Martial erzählt, wie es ist, mit drei Menschen sein Zimmer zu teilen, die zwar in seinem Fall auch alle aus Kamerun kommen, aber trotzdem unterschiedliche Kulturen haben, und davon, wie es ist, nur von Gutscheinen zu leben. 200 Euro bekommt jeder im Monat für Lebensmittel, in Form von Gutscheinen. Die sind aber nur in der näheren Umgebung und nur in bestimmten Läden einlösbar. Viele Dinge, die in Kamerun zum Grundbedarf gehören, gebe es dort nicht, die könne man nur in Afro-Shops kaufen. Er erzählt von einer Situation an der Supermarktkasse, die fast alle hier schon erlebt haben: Wenn er den Gutschein abgibt, um zu bezahlen, muss die Kassiererin telefonieren, um das genehmigen zu lassen. Hinter ihm wird die Schlange immer länger, die Leute werden ungeduldig, beginnen zu tuscheln.


Wer nicht auf die Gutscheine angewiesen sein will, benötigt eine Arbeitserlaubnis, doch auch die garantiert nicht, dass man seinen Lebensunterhalt verdienen kann. Martial und Ferdinand kennen Flüchtlinge, die inzwischen eine Arbeitserlaubnis haben, in ihrer Umgebung jedoch keine Arbeit finden. Dort, wo es welche gibt, dürfen sie nicht hin. Denn Asylanten haben eine Residenzpflicht, das heißt, sie dürfen sich nur in dem Gebiet aufhalten, für das ihre Ausländerbehörde zuständig ist.

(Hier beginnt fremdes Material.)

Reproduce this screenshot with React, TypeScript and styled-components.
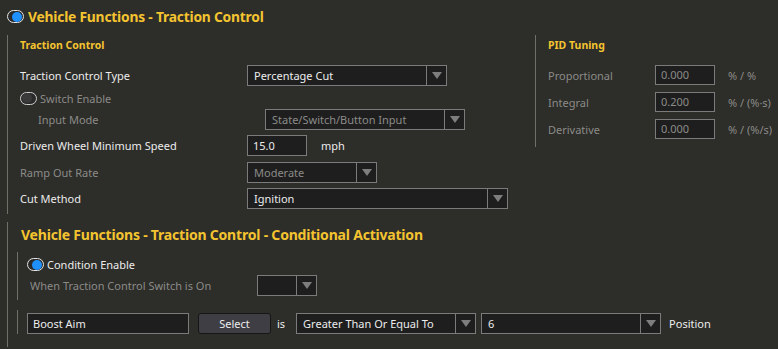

Im Aufenthaltsraum im Erdgeschoss des Heims sitzen Erwachsene und Kinder. Die Jugendlichen spielen Tischtennis und malen. Als es schließlich Zeit ist zu gehen, kommen einige Kinder mit bis zur Tür und winken lange. Sie haben es nicht eilig. Den Großteil ihrer Zeit verbringen sie damit, zu überlegen, wie sie die Zeit verbringen sollen.